As Josh Barro points out, it is the public sector.
San Jose spends $142,000 per FTE on wages and benefits, up 85 percent from 10 years ago. As a result, the city shed 28 percent of its workforce over that period, even as its population was rising.
Read the whole thing. I have been arguing for cuts in public-sector pay as a recession-fighting tool for quite some time now.
READER COMMENTS
Joe Cushing
Jun 16 2012 at 9:49am
Part of me likes the idea of having fewer bureaucrats even if they cost me but I know this can’t last for ever.
Greg G
Jun 16 2012 at 11:14am
I certainly agree that the long term trend in public sector compensation needs to be reversed. Even so, the downward trend in public sector hiring really is something that is at least a short term drag on this recovery, especially as compared with other recoveries from recessions. Those two things are not mutually exclusive.

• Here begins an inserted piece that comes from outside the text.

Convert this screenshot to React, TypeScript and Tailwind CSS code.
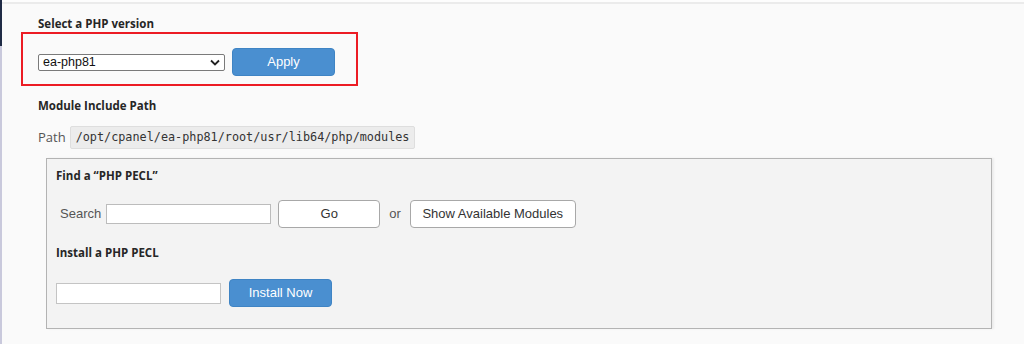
import React from 'react'

const Heading: React.FC<{ children: React.ReactNode; className?: string }> = ({ children, className }) => (
  <div className={`font-['Open_Sans',sans-serif] text-[11.5px] leading-4 font-bold text-[#262626] ${className ?? ''}`}>
    {children}
  </div>
)

const App: React.FC = () => {
  return (
    <div className="flex w-[1024px] h-[344px] bg-[#fafafa] overflow-hidden font-['Liberation_Sans',Arial,sans-serif]">
      {/* left edge of the frame */}
      <div className="flex flex-col w-[2px] shrink-0">
        <div className="h-[46px] bg-[#1f2b45]"></div>
        <div className="flex-1 bg-[#c9c9dc]"></div>
      </div>

      <div className="flex-1 flex flex-col">
        <div className="h-[2px] bg-[#fdfdfd]"></div>
        <div className="h-[2px] bg-[#ebebeb]"></div>

        <div className="pl-[36px] pt-[12px] flex flex-col items-start">
          <Heading>Select a PHP version</Heading>

          {/* highlighted version picker */}
          <div className="-ml-[17px] w-[337px] border-2 border-[#ec1c24] pl-[15px] pt-[14px] pb-[8px] flex items-center gap-[7px]">
            <div className="w-[187px] h-[17px] bg-white border border-[#7a7a7a] rounded-[2px] flex items-center justify-between pl-[4px] pr-[4px]">
              <span className="text-[12.5px] leading-none text-[#111]">ea-php81</span>
              <svg width="10" height="7" viewBox="0 0 10 7" fill="none">
                <path d="M1 1.5 L5 5.5 L9 1.5" stroke="#222" strokeWidth="1.8" />
              </svg>
            </div>
            <button className="w-[103px] h-[28px] rounded-[4px] bg-[#4a8fd0] border border-[#3f84c4] text-white text-[13px]">
              Apply
            </button>
          </div>

          <Heading className="mt-[12px]">Module Include Path</Heading>

          <div className="mt-[12px] flex items-center gap-[4px]">
            <span className="font-['Open_Sans',sans-serif] text-[13px] text-[#555]">Path</span>
            <code className="h-[23px] flex items-center px-[5px] bg-[#ececec] border border-[#dedede] rounded-[2px] font-['DejaVu_Sans_Mono',monospace] text-[11.8px] text-[#333]">
              /opt/cpanel/ea-php81/root/usr/lib64/php/modules
            </code>
          </div>

          {/* PECL panel */}
          <div className="mt-[9px] ml-[8px] w-[946px] h-[171px] bg-[#f3f3f3] border border-[#b3b3b3] shadow-[2px_0_2px_rgba(0,0,0,0.06)] pl-[9px] pt-[9px] flex flex-col items-start">
            <Heading>Find a “PHP PECL”</Heading>

            <div className="mt-[16px] flex items-center h-[28px]">
              <span className="ml-[4px] text-[13px] text-[#555]">Search</span>
              <div className="ml-[5px] w-[165px] h-[20px] bg-white border border-[#bcbcbc]"></div>
              <button className="ml-[7px] w-[102px] h-[28px] bg-white border border-[#a8a8a8] rounded-[4px] text-[13px] text-[#333]">
                Go
              </button>
              <span className="ml-[9px] text-[13px] text-[#555]">or</span>
              <button className="ml-[9px] w-[166px] h-[28px] bg-white border border-[#a8a8a8] rounded-[4px] text-[13px] text-[#333]">
                Show Available Modules
              </button>
            </div>

            <Heading className="mt-[17px]">Install a PHP PECL</Heading>

            <div className="mt-[18px] flex items-center gap-[8px] h-[28px]">
              <div className="w-[165px] h-[21px] bg-white border border-[#c4c4c4]"></div>
              <button className="w-[103px] h-[28px] rounded-[4px] bg-[#4a8fd0] border border-[#3f84c4] text-white text-[13px]">
                Install Now
              </button>
            </div>
          </div>
        </div>
      </div>
    </div>
  )
}

export default App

And I can’t help but wonder if San Jose was chosen because its compensation and staffing levels are typical…..or was it chosen because it is an outlier.
Foobarista
Jun 16 2012 at 3:24pm
Part of the problem with the whole “Keynesian” stimulus tricks is they emphasize permanent hires. I thought the whole point of actual Keynes was that you’d reduce government expenditures when times were good.
Part of the problem is that it was a much simpler time: government could hire and fire people more easily, infrastructure could just “get built” without court fights, long environmental reviews, etc, and many government jobs were more “blue collar” and could be done by men with strong backs.
If you really “believe in” Keynes (which I generally don’t, at least partially due to the public-choice issues), you need to come up with at least some sort of government hiring model that allows rapid up-spend and rapid down-spend. Note: if lawyers are involved, the model breaks.